> **REQUEST**
Check each line of the material below for "components", then copy the ones that contain it.

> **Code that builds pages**
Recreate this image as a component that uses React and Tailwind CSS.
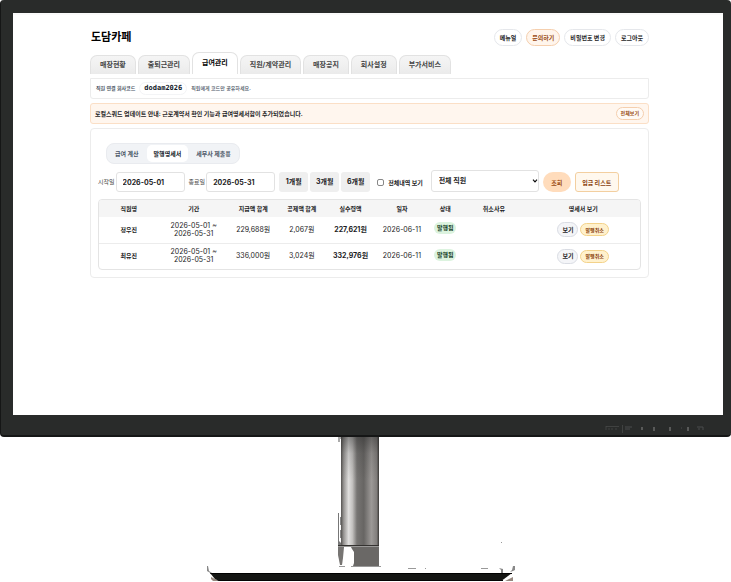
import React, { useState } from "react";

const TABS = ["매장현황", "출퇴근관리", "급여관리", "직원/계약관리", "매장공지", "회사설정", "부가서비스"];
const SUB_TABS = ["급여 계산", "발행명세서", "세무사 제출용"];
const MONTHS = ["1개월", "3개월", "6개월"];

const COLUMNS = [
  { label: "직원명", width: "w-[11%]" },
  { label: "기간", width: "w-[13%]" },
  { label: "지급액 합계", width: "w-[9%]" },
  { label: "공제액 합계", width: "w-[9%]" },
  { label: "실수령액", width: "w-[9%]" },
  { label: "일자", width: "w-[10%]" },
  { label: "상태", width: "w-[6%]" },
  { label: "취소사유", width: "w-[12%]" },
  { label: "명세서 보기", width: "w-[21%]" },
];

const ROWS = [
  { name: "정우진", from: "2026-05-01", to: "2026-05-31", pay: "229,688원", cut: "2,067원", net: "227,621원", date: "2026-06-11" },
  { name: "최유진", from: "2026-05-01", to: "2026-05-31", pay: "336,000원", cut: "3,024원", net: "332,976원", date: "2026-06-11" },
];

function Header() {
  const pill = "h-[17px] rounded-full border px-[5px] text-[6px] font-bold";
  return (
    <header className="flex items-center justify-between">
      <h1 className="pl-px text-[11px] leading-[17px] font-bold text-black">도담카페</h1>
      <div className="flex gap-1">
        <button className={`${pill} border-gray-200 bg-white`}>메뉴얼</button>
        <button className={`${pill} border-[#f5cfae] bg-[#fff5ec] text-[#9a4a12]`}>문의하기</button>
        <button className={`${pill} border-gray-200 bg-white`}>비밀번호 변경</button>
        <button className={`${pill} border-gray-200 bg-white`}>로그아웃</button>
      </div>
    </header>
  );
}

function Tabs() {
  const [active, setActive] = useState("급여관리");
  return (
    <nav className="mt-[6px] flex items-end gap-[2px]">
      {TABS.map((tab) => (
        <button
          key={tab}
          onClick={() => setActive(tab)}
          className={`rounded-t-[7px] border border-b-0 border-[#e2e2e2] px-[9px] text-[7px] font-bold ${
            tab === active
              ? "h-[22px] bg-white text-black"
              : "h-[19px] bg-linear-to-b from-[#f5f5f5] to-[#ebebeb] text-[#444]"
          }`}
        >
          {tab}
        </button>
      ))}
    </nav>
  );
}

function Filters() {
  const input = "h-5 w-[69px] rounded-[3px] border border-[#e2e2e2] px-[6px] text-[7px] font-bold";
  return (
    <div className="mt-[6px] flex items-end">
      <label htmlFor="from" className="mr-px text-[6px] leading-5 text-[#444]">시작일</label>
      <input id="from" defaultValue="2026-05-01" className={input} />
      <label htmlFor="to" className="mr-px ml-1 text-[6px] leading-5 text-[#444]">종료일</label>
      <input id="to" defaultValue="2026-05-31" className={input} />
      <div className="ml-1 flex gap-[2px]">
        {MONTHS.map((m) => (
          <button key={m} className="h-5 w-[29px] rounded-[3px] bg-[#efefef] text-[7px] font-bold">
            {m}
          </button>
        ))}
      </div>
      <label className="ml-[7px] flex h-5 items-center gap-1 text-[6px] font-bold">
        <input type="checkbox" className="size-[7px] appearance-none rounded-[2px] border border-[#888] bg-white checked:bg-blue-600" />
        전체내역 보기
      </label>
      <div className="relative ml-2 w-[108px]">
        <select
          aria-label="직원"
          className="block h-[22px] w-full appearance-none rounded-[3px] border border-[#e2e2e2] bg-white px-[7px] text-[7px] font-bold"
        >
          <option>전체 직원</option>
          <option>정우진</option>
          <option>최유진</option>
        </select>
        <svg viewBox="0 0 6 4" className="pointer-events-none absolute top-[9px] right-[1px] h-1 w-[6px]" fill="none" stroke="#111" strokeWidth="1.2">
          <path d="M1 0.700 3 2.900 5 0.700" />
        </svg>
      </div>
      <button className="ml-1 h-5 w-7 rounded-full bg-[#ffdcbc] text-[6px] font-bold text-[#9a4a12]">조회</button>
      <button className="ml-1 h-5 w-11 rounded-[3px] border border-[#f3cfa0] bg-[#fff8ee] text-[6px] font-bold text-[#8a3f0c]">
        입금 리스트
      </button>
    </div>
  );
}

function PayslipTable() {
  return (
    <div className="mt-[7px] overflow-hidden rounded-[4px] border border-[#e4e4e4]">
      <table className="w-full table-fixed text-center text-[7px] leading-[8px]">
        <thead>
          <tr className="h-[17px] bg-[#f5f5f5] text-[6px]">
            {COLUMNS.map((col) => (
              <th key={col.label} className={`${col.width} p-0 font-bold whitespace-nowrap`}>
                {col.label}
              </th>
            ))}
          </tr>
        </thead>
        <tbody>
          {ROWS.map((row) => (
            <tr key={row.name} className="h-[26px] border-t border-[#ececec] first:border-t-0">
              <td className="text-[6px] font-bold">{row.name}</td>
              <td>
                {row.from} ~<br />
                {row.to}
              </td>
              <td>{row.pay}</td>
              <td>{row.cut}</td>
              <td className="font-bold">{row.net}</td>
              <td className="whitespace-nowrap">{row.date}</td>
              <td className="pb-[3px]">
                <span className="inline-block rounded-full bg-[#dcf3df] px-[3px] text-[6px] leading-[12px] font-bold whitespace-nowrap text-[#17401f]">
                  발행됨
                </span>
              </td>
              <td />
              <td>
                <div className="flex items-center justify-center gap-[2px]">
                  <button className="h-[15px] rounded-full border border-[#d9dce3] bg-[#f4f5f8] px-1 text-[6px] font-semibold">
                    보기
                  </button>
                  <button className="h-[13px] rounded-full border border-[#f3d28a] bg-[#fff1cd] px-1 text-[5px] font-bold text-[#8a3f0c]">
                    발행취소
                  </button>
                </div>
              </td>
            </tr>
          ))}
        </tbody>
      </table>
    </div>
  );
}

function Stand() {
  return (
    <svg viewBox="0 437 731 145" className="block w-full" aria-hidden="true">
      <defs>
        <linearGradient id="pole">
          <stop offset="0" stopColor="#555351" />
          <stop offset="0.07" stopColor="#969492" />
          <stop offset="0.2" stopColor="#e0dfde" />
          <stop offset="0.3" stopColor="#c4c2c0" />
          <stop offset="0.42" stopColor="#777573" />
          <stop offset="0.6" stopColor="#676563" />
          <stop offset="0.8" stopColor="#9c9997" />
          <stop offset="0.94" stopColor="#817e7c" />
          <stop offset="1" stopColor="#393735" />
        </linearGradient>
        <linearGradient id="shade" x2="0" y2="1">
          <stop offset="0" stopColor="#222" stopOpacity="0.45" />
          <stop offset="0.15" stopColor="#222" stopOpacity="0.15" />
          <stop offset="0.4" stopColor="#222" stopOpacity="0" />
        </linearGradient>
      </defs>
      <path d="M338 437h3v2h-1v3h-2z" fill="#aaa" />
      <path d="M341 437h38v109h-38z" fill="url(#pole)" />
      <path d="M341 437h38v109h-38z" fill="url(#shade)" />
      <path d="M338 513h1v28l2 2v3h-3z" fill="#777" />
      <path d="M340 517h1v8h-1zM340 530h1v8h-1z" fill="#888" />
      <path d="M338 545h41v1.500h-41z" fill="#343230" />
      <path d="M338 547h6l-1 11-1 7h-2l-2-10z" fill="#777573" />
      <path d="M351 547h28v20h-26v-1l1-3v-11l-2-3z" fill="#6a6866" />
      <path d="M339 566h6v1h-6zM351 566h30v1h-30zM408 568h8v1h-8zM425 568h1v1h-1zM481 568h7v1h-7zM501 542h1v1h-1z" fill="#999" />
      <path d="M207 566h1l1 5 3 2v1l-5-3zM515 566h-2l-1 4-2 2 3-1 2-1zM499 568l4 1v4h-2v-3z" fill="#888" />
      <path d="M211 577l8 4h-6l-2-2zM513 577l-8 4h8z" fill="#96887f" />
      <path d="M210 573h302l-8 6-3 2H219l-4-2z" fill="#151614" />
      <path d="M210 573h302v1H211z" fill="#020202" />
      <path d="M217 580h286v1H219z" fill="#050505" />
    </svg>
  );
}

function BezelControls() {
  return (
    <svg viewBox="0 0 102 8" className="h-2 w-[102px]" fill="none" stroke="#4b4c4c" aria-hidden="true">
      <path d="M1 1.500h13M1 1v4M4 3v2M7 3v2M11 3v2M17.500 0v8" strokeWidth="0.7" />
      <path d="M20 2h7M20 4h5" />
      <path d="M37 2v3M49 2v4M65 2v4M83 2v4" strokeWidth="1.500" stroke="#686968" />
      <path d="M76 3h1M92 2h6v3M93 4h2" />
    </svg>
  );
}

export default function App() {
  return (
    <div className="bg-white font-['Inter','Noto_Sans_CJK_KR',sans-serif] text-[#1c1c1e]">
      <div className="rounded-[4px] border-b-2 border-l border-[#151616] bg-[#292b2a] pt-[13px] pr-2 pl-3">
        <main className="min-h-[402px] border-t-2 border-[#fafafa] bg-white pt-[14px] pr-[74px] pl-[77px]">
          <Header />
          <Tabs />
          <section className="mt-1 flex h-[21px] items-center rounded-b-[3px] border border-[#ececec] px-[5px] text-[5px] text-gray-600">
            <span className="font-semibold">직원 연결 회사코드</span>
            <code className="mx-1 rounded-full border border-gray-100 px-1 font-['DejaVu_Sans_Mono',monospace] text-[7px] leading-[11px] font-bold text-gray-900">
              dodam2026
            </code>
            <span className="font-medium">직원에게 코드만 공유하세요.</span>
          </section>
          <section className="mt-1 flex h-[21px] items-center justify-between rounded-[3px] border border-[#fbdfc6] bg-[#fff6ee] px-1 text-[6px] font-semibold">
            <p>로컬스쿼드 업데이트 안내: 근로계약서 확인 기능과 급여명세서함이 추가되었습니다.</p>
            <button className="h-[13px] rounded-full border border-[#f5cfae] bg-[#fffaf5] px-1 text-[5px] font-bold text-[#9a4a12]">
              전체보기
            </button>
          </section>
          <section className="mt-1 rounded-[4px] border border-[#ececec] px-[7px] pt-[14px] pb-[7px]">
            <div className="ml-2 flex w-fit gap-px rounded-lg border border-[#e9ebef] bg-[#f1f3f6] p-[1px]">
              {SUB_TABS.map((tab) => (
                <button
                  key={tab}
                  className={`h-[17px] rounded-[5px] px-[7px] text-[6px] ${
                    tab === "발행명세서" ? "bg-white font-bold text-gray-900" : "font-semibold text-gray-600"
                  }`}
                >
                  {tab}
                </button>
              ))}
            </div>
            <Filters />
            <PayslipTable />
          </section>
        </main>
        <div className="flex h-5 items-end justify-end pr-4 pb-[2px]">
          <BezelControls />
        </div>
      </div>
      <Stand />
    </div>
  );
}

* * *

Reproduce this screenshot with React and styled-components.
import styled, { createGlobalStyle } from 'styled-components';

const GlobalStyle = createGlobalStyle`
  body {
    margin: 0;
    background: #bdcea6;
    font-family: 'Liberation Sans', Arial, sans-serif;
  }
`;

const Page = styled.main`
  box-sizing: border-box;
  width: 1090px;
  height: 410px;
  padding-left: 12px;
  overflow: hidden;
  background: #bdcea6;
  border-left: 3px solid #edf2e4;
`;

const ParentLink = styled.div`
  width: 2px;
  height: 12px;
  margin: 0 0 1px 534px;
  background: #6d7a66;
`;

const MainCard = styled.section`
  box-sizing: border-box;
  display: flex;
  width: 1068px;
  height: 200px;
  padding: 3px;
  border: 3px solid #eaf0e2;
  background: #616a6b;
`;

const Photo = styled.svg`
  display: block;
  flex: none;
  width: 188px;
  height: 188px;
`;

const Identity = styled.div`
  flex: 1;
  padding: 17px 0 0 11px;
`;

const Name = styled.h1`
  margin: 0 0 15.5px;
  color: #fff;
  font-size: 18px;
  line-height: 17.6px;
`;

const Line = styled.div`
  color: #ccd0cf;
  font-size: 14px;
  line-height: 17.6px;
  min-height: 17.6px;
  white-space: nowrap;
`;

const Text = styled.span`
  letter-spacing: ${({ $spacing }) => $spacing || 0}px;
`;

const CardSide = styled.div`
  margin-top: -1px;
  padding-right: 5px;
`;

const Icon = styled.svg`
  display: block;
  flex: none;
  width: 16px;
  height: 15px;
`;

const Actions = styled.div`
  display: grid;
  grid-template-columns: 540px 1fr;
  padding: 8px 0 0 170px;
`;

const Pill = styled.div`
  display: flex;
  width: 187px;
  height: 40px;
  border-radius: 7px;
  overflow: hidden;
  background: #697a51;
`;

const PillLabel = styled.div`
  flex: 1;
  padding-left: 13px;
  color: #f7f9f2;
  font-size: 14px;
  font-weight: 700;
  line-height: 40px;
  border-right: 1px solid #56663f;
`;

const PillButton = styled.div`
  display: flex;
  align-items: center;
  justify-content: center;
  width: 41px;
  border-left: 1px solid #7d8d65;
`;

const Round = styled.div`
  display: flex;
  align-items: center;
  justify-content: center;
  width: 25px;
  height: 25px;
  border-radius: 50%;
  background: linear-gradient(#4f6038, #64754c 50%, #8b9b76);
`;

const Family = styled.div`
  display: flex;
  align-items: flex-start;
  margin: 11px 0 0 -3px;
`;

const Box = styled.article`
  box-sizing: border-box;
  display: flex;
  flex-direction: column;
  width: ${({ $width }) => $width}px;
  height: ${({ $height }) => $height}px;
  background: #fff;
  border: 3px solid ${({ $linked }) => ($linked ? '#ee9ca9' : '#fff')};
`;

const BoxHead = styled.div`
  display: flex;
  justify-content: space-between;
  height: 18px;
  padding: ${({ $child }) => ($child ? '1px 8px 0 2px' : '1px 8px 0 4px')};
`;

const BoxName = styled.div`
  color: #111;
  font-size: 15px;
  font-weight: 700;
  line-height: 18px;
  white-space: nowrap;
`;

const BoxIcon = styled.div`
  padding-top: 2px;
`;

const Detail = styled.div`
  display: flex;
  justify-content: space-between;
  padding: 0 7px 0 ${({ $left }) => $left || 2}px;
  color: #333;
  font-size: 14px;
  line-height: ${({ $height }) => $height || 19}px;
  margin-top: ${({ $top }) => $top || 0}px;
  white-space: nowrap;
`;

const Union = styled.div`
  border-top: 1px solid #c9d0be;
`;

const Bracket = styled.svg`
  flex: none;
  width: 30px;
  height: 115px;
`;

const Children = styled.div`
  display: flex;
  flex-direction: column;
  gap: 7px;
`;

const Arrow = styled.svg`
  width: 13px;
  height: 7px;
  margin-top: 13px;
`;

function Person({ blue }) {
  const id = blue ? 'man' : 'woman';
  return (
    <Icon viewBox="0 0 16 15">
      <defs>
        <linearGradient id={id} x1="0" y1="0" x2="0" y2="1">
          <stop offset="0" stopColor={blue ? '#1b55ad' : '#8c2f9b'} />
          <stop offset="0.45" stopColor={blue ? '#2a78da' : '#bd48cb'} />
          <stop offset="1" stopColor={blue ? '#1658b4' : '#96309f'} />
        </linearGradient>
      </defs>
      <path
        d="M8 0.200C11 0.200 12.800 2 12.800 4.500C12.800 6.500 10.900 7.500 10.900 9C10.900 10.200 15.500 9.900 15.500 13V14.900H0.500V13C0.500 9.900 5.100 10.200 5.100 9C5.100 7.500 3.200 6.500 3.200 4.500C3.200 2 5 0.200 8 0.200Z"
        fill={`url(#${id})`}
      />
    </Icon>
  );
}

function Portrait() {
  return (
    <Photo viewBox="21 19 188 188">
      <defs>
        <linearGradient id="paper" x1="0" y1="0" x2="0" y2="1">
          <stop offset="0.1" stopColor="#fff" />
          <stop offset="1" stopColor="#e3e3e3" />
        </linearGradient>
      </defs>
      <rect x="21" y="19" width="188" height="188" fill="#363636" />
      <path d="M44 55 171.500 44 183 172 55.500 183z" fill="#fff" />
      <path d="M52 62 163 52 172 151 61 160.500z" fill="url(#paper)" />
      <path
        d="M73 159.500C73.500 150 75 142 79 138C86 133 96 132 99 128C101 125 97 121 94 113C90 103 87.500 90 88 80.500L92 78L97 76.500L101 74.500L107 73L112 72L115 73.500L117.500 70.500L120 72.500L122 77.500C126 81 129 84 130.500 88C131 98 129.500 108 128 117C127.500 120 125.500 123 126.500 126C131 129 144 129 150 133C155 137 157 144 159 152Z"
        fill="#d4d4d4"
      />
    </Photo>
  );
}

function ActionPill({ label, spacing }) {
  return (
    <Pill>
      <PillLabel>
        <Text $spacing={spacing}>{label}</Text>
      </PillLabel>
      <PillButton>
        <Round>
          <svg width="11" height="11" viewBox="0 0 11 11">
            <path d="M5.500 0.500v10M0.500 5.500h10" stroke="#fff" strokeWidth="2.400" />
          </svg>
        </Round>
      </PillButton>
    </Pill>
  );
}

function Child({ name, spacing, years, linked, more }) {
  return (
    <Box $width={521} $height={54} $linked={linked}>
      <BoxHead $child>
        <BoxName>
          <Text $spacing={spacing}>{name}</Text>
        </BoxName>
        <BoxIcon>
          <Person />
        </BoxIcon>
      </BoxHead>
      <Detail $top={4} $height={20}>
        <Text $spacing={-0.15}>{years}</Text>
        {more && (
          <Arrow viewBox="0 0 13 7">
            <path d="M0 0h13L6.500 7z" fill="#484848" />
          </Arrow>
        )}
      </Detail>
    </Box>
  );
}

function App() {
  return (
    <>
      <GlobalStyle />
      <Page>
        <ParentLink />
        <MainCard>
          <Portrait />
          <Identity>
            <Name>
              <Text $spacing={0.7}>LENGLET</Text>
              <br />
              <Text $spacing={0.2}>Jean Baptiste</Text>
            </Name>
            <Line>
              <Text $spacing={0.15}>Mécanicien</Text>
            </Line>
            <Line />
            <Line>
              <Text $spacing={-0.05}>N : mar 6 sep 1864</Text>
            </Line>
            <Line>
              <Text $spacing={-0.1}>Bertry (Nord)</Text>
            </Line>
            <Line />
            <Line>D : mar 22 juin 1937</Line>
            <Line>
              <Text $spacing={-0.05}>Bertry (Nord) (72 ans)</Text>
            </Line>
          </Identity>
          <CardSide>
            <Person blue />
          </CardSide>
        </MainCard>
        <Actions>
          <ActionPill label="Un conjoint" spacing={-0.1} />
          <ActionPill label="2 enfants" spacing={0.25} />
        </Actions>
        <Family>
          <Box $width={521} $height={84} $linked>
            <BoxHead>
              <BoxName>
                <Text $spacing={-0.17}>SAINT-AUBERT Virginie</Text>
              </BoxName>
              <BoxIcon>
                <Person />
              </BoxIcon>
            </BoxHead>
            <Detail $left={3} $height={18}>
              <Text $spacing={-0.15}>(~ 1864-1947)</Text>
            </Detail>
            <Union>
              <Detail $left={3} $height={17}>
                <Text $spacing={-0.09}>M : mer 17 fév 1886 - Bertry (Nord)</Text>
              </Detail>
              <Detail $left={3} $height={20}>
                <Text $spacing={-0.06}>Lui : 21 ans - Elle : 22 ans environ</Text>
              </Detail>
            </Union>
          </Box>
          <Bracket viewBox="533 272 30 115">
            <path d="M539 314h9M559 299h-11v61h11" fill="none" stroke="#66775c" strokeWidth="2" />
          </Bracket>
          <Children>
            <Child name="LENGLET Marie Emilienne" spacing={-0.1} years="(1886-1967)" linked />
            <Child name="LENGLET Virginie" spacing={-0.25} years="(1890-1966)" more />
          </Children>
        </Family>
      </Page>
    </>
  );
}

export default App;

> **ANSWER**
Reproduce this screenshot with React and styled-components.
import styled, { createGlobalStyle } from 'styled-components';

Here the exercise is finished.